Begin Rows

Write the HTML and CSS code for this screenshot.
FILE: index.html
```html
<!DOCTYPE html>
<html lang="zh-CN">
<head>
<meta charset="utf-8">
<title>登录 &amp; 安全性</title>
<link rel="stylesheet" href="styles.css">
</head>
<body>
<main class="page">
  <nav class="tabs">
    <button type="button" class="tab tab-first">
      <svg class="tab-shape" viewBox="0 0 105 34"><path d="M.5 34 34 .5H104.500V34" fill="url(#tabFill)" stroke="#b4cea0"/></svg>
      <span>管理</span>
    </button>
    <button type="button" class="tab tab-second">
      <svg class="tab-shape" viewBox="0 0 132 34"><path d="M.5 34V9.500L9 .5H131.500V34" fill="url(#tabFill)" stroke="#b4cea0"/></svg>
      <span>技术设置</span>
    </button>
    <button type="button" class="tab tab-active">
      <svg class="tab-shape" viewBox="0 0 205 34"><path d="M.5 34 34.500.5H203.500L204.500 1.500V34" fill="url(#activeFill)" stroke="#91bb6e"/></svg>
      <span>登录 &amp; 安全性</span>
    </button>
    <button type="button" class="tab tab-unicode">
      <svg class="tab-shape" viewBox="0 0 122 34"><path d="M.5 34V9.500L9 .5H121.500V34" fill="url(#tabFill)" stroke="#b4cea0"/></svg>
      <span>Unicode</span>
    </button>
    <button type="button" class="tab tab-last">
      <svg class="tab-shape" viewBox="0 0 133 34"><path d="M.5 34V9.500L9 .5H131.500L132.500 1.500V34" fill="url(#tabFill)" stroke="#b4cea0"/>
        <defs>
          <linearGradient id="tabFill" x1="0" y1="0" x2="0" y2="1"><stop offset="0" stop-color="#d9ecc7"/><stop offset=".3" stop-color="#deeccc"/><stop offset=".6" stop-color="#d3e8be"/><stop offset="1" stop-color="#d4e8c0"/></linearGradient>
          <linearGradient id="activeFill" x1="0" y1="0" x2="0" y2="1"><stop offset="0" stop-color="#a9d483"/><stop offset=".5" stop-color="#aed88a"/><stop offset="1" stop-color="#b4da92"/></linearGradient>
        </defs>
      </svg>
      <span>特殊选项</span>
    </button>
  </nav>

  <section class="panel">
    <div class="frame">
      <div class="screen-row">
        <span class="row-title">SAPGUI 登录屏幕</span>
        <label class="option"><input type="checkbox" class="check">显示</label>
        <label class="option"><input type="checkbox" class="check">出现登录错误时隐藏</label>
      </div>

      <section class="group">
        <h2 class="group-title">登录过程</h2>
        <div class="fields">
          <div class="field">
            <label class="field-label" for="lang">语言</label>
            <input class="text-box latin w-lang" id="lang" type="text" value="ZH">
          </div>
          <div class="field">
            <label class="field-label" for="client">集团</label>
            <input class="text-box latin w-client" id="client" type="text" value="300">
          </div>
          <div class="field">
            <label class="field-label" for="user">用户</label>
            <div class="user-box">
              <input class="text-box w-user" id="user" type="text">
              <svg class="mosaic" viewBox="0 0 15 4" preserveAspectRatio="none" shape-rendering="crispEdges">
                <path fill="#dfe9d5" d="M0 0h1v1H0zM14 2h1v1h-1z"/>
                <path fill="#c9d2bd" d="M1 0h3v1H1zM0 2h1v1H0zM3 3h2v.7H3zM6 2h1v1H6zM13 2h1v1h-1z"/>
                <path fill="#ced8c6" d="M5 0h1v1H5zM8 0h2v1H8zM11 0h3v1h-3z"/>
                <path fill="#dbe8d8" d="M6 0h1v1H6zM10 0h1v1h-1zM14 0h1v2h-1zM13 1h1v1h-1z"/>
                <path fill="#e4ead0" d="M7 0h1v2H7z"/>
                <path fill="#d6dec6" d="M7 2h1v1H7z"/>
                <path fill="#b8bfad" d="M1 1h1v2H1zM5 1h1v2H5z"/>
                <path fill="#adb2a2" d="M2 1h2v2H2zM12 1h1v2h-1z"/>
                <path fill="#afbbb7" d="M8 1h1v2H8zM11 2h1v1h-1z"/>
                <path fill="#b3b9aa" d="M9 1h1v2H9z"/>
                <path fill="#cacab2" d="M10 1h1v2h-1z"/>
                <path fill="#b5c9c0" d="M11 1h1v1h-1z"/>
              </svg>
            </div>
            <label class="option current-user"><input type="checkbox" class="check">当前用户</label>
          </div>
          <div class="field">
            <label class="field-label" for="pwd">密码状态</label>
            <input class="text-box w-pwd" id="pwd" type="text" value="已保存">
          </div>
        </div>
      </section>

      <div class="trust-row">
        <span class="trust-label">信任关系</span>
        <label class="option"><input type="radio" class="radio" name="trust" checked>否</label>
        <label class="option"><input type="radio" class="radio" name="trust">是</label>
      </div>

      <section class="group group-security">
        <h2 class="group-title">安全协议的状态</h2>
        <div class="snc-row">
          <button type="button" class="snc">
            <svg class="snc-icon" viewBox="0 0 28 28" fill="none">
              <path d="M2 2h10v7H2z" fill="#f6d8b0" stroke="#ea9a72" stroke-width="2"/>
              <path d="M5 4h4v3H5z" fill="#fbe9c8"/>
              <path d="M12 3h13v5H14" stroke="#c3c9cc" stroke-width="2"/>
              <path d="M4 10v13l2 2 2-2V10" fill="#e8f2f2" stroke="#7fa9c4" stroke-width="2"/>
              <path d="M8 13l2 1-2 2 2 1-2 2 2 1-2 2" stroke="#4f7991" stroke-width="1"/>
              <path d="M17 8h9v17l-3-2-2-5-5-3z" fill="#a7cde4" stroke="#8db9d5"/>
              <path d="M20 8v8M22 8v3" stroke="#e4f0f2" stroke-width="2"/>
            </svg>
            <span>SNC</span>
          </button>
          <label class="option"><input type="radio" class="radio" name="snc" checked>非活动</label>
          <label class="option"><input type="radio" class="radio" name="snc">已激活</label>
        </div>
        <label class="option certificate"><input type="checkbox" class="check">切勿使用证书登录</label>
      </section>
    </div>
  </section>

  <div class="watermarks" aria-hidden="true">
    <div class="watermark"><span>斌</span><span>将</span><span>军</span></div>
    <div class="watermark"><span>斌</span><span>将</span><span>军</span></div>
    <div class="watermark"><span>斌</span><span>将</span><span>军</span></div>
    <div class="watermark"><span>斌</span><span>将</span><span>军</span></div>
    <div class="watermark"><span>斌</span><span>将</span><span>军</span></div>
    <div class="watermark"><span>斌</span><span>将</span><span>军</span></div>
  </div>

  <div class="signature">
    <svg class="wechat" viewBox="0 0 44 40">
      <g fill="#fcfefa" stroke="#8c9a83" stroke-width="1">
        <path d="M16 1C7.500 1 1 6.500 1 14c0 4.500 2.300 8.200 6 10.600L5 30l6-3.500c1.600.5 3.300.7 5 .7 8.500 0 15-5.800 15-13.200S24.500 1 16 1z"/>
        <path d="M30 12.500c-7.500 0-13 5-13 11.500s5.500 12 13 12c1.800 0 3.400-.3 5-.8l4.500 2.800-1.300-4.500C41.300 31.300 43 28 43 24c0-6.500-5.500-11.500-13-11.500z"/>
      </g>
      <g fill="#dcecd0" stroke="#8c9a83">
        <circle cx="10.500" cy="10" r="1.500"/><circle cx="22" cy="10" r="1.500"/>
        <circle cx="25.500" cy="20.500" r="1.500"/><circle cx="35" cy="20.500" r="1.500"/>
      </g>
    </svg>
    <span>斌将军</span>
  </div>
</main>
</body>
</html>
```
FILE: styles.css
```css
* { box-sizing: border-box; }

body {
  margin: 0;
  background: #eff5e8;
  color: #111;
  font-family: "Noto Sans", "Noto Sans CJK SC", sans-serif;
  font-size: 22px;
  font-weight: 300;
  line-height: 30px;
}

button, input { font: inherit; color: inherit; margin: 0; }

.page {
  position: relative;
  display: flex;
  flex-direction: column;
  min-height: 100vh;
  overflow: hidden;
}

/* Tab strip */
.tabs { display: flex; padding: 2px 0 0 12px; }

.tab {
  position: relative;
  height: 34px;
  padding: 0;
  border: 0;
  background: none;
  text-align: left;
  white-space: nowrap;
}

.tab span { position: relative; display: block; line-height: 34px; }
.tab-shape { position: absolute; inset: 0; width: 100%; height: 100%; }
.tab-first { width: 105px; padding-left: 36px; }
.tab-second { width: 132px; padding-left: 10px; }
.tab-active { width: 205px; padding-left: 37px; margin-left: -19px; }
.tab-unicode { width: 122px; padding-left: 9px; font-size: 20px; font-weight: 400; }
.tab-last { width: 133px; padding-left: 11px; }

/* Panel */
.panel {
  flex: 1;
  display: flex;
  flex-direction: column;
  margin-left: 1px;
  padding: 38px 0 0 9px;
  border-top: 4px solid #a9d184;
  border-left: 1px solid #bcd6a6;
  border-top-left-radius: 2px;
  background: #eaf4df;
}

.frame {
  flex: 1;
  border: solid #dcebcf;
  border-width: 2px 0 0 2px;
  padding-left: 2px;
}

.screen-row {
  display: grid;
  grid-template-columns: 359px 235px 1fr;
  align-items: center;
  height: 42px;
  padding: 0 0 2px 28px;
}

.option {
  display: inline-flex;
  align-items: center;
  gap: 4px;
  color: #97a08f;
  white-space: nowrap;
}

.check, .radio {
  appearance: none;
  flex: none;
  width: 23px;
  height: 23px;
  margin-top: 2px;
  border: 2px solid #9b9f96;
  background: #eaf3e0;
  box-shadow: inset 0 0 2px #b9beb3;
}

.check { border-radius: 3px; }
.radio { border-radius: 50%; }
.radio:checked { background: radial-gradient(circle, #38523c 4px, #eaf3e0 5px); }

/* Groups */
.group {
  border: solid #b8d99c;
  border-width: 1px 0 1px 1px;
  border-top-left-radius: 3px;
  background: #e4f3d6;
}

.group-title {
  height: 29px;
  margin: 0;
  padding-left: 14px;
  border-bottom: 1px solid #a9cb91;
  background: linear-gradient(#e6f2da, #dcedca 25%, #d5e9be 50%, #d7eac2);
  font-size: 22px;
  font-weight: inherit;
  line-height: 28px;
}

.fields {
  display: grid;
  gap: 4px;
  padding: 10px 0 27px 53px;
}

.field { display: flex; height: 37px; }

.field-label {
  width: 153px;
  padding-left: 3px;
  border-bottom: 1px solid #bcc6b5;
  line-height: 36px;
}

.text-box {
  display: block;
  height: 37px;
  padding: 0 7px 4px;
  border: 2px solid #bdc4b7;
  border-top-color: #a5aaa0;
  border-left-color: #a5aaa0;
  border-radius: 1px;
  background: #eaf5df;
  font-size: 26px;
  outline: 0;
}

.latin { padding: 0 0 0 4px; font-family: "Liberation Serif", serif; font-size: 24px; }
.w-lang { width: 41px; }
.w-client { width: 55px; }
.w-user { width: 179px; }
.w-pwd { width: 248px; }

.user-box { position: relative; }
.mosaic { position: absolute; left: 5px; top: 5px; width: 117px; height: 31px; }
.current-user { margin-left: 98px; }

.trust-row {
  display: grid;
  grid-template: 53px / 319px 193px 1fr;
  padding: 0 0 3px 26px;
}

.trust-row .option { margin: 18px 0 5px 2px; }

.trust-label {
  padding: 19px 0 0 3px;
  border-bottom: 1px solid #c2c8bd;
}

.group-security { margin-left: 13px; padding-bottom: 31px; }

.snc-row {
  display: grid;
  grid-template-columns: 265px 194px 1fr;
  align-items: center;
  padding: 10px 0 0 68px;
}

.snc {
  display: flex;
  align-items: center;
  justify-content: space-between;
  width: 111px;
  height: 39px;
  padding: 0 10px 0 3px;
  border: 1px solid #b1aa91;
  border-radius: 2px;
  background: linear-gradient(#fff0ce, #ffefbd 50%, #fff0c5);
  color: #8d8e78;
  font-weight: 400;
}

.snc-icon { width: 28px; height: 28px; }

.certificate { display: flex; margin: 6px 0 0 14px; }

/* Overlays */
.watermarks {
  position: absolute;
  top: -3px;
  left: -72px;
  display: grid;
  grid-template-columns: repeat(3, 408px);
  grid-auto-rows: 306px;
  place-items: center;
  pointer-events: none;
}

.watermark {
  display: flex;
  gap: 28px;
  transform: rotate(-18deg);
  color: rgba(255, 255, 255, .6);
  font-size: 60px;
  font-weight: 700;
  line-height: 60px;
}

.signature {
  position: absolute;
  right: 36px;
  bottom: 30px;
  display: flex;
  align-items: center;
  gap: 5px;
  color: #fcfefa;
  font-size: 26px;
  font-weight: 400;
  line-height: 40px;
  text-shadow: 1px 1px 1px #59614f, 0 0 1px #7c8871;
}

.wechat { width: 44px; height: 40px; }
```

End Rows
Begin Rows

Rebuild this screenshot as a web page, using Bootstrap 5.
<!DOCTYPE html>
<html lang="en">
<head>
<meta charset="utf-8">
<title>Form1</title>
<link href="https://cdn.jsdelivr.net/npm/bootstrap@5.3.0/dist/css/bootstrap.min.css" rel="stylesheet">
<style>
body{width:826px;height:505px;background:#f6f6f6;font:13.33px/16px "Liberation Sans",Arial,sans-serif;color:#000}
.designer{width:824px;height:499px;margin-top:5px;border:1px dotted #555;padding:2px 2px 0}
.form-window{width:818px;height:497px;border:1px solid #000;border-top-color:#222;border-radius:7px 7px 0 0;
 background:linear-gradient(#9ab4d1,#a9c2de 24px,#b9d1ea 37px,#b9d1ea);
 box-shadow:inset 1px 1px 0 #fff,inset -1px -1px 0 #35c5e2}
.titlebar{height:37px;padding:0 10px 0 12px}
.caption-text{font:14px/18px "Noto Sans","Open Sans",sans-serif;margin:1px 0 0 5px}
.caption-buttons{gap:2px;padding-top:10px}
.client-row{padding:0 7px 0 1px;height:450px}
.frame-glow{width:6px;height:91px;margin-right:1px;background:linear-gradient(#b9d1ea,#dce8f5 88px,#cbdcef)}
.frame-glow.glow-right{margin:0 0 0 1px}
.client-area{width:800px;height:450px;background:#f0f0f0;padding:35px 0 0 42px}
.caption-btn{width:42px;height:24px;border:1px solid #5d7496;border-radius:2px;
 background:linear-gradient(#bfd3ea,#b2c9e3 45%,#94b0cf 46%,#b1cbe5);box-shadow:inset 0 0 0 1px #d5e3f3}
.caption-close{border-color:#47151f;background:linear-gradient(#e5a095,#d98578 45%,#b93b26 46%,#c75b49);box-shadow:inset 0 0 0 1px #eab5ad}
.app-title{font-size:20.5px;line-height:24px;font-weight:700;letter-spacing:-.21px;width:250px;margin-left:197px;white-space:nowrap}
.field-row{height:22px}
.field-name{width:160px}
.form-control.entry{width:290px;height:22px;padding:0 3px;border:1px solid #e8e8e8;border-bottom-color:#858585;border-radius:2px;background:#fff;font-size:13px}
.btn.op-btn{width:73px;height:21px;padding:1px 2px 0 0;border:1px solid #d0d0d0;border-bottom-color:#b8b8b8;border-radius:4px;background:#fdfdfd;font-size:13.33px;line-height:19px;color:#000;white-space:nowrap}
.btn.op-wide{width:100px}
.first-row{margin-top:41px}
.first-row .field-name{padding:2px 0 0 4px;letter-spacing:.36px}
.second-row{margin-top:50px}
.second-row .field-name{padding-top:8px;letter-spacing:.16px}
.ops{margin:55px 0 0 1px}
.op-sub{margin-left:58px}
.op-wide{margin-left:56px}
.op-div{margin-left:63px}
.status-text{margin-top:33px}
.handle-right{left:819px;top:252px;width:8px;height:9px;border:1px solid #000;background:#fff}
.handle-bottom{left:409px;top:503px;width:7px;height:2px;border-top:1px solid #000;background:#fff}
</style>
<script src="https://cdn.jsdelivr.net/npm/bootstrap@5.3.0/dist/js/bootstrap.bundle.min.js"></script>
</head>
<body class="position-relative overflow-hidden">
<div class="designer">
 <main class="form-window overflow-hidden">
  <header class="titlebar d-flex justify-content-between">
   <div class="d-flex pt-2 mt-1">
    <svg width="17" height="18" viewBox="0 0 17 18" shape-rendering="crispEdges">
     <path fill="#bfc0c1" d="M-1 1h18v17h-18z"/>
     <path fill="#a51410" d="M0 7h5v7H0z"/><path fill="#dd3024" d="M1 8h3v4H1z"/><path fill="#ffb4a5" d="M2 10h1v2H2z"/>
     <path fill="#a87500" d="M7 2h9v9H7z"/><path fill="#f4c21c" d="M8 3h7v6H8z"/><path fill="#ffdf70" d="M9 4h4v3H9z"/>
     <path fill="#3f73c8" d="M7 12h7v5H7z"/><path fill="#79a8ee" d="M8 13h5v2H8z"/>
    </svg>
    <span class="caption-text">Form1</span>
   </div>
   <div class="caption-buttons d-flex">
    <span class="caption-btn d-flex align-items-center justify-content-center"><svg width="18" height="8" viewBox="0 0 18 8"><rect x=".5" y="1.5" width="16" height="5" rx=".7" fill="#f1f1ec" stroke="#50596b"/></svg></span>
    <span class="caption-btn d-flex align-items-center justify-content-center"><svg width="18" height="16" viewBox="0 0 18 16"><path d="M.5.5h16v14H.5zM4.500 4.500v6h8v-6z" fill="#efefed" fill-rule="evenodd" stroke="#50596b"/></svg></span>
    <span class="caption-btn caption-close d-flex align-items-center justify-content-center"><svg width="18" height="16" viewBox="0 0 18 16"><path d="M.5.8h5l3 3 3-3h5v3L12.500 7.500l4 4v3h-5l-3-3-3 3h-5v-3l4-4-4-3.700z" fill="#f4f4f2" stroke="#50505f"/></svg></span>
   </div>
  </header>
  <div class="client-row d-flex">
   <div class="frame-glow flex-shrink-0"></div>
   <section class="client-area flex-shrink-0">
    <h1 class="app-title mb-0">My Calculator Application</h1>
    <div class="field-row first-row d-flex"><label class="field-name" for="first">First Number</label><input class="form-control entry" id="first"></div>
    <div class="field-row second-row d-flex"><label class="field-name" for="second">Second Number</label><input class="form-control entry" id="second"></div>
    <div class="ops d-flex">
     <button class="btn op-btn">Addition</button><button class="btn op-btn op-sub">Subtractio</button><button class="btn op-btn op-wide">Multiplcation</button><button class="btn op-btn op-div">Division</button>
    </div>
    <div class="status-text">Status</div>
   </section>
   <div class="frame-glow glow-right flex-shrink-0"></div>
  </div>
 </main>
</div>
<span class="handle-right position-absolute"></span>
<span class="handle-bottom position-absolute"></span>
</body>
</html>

End Rows

### Set task
Return each line in the records that holds the string "page".

### Solved exercise
<main class="page">
.page {
Rebuild this screenshot as a web page, using Bootstrap 5.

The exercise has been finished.